舞台劇の映像化で、映画というより劇を見ているような感覚にさせられる黒人の家族ドラマ。頑固親父と彼に振り回せる家族たちの運命をつづった大人向けの映画。55点(100点満点)
フェンスのあらすじ
舞台は1950年代のピッツバーグ。かつて野球の名選手として活躍したトロイ・マクソン(デンゼル・ワシントン)には妻のローズ(ヴィオラ・デイヴィス)との間に生まれたコーリーと前妻との間に生まれたライオンズがいた。
トロイは毎日ゴミ収集の仕事をして、なんとか家族を養っていた。貧しい地区の小さな家が彼の城だった。仕事から帰ってくると同僚のボノと酒を飲み、野球の話や昔話に花を咲かせる。
トロイは自分がメジャーリーグに行けなかったのは肌が黒いからだと豪語し、いかに自分が不運だったかを嘆いた。しかし時代は変わり、スポーツの世界でも黒人が活躍し始めていた。
そんなとき息子のコーリーがアメフトでNFLを目指すためにスポーツ推薦での大学入学の話が舞い込んでくる。目を光らせて夢を抱くコーリーに、父親のトロイはアメフトよりも仕事を優先されるように命令し、二人の間に大きな亀裂が入る。
フェンスの評価
同名の舞台劇を基にした、デンゼル・ワシントン監督&出演の2017年アカデミー賞ノミネート作品。貧しくて、様々な問題を抱えた黒人家族の人間ドラマで、ほとんどのシーンが家の庭で撮影された、ほぼ会話だけで成り立っている映画です。
ストーリーに入るまでに時間が多少かかるため、前半は少し退屈ですが、デンゼル・ワシントン扮するトロイの頑固親父っぷりが分かってくると、話に引き込まれます。
ほぼほぼ家と庭だけを舞台に、脚本と演技だけで約2時間20分もたせるのはすごいです。タイトルの「Fences フェンス」を比喩的にストーリーの中にぶち込んでくるのも上手いですね。
基本的に貧しくて不幸でハードな生活を送ってきた男の話なので、華やかさはありません。苦労話と不幸話の連続に絶えられる人にはいいでしょうが、わざわざ暗い話は聞きたくないという人には向いていないですね。あれで可愛いボノおじさんがもし登場しなかったら、ただの滅入る映画ですよ。
主人公のトロイは日本で言うところの昭和の親父というより、大正の親父といった感じで、息子には敬語を使わせ、妻には怒鳴り散らし、家族を養っているのは自分だと威張りながら、外では他の女とよろしくやってる、という暴れん坊キャラでした。
そんな男の言うことがときどきやけに説得力があるかと思うと、次の瞬間には自分のミスに平然と開き直ったりするのが、なんとも理不尽、またある種の懐かしさを覚えました。
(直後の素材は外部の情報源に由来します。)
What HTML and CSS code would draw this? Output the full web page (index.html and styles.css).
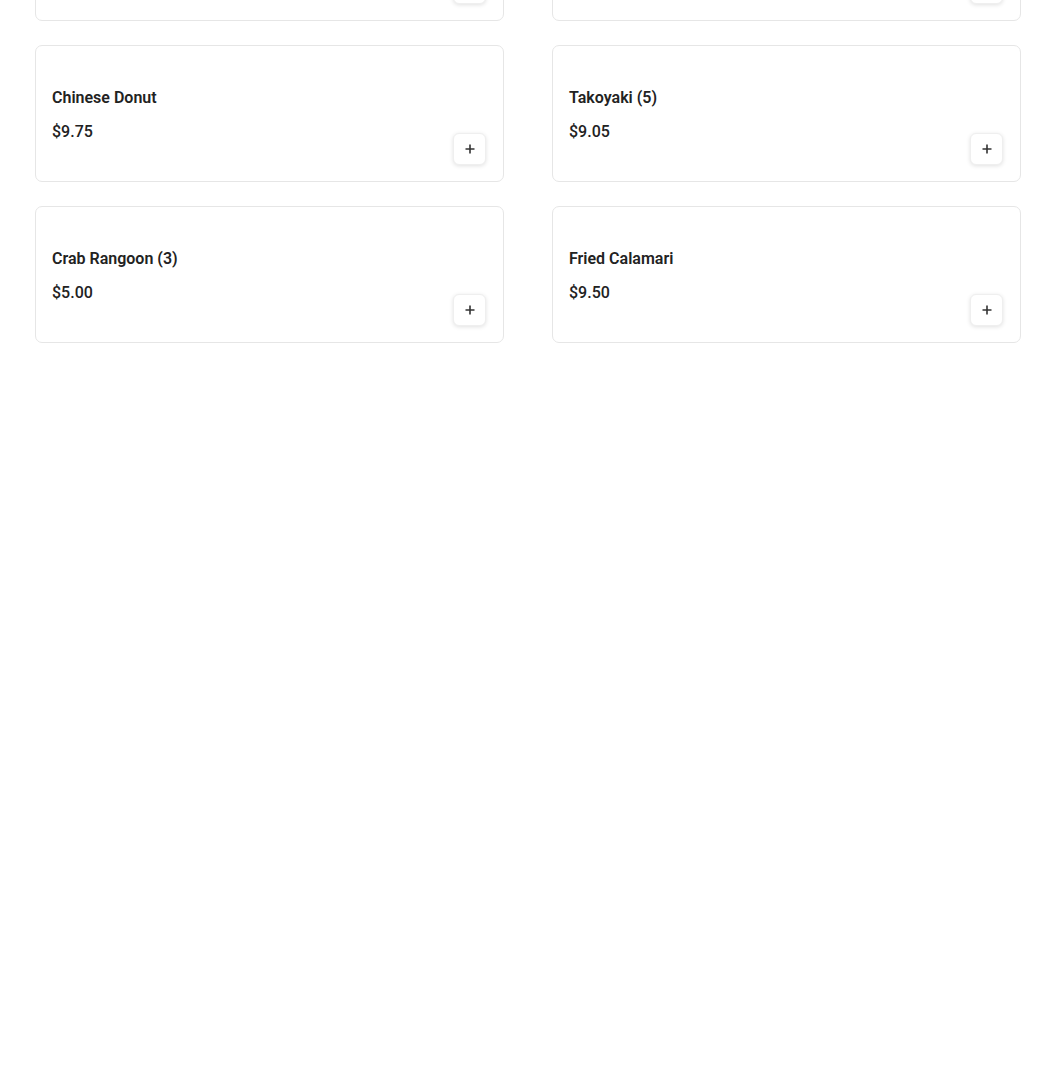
FILE: index.html
```html
<!DOCTYPE html>
<html lang="en">
<head>
    <meta charset="UTF-8">
    <meta name="viewport" content="width=device-width, initial-scale=1.0">
    <title>Appetizers</title>
    <link rel="stylesheet" href="styles.css">
</head>
<body>
    <div class="menu-grid">
        <div class="menu-item">
            <div class="item-info">
                <h3 class="item-name">Edamame</h3>
                <p class="item-price">$6.50</p>
            </div>
            <button class="add-button" aria-label="Add"><svg width="12" height="12" viewBox="0 0 12 12"><path d="M6 1.5v9M1.5 6h9" stroke="#333" stroke-width="1.6" fill="none"/></svg></button>
        </div>
        <div class="menu-item">
            <div class="item-info">
                <h3 class="item-name">Spring Roll (2)</h3>
                <p class="item-price">$5.50</p>
            </div>
            <button class="add-button" aria-label="Add"><svg width="12" height="12" viewBox="0 0 12 12"><path d="M6 1.5v9M1.5 6h9" stroke="#333" stroke-width="1.6" fill="none"/></svg></button>
        </div>
        <div class="menu-item">
            <div class="item-info">
                <h3 class="item-name">Chinese Donut</h3>
                <p class="item-price">$9.75</p>
            </div>
            <button class="add-button" aria-label="Add"><svg width="12" height="12" viewBox="0 0 12 12"><path d="M6 1.5v9M1.5 6h9" stroke="#333" stroke-width="1.6" fill="none"/></svg></button>
        </div>
        <div class="menu-item">
            <div class="item-info">
                <h3 class="item-name">Takoyaki (5)</h3>
                <p class="item-price">$9.05</p>
            </div>
            <button class="add-button" aria-label="Add"><svg width="12" height="12" viewBox="0 0 12 12"><path d="M6 1.5v9M1.5 6h9" stroke="#333" stroke-width="1.6" fill="none"/></svg></button>
        </div>
        <div class="menu-item">
            <div class="item-info">
                <h3 class="item-name">Crab Rangoon (3)</h3>
                <p class="item-price">$5.00</p>
            </div>
            <button class="add-button" aria-label="Add"><svg width="12" height="12" viewBox="0 0 12 12"><path d="M6 1.5v9M1.5 6h9" stroke="#333" stroke-width="1.6" fill="none"/></svg></button>
        </div>
        <div class="menu-item">
            <div class="item-info">
                <h3 class="item-name">Fried Calamari</h3>
                <p class="item-price">$9.50</p>
            </div>
            <button class="add-button" aria-label="Add"><svg width="12" height="12" viewBox="0 0 12 12"><path d="M6 1.5v9M1.5 6h9" stroke="#333" stroke-width="1.6" fill="none"/></svg></button>
        </div>
    </div>
</body>
</html>
```

FILE: styles.css
```css
body {
    font-family: Roboto, "Liberation Sans", Arial, sans-serif;
    margin: 0;
    padding: 0;
    background-color: #fff;
    color: #222;
}
.menu-grid {
    display: grid;
    grid-template-columns: 1fr 1fr;
    gap: 24px 48px;
    width: 986px;
    margin: -116px 0 0 35px;
}
.menu-item {
    height: 137px;
    box-sizing: border-box;
    display: flex;
    justify-content: space-between;
    align-items: flex-end;
    padding: 16px 17px 16px 16px;
    border: 1px solid #e6e6e6;
    border-radius: 7px;
    background: #fff;
}
.item-info {
    align-self: flex-start;
    padding-top: 26px;
}
.item-name {
    margin: 0;
    font-size: 16px;
    font-weight: 600;
    line-height: 20px;
    color: #222;
}
.item-price {
    margin: 12px 0 0;
    font-size: 16px;
    font-weight: 500;
    line-height: 24px;
    color: #222;
}
.add-button {
    width: 33px;
    height: 32px;
    padding: 0;
    display: flex;
    align-items: center;
    justify-content: center;
    background: #fff;
    border: 1px solid #efefef;
    border-radius: 6px;
    box-shadow: 0 1px 4px rgba(0, 0, 0, 0.12);
    cursor: pointer;
}
```
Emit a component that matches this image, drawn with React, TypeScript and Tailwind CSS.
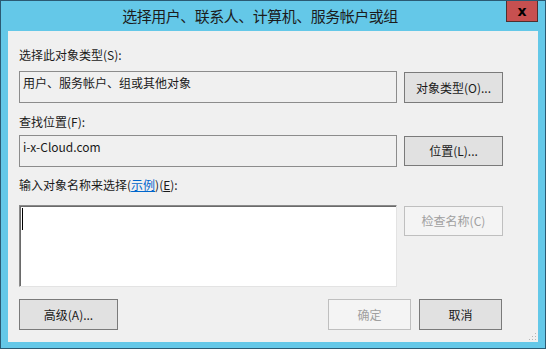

今の時代もまだいるのかなぁ。ああいう男。
デンゼル・ワシントンの演技には賛否両論ありそうです。いつもだいたい安定したレベルの高い演技を見せてくれる彼ですが、本作ではちょっと喋り方にやりすぎ感がでていましたね。お喋りで、お調子者で、頑固で、教育のない貧しい黒人男性というキャラが、少しわざとらしかったです。
一方で妻のローズ役を演じたヴィオラ・デイヴィスの演技は、完全に主役を食っていました。存在感を消すときは消すし、出すときは出すというオンオフが素晴らしく、特に夫との口喧嘩のシーンは迫力があったし、主婦として長年夫を支えてきた妻の悔しさが鋭く伝わってきました。
ストーリーは終盤引っ張りすぎたためにラストにかけて失速します。最後の「奇跡」みたいなシーンもばっさりカットしてくれてたほうがよかったです。あんなのいらないから。
それでも全体的に見るとストーリーテリングの完成度が非常に高いといえますね。面白いかどうかというとまた話は違ってきますが。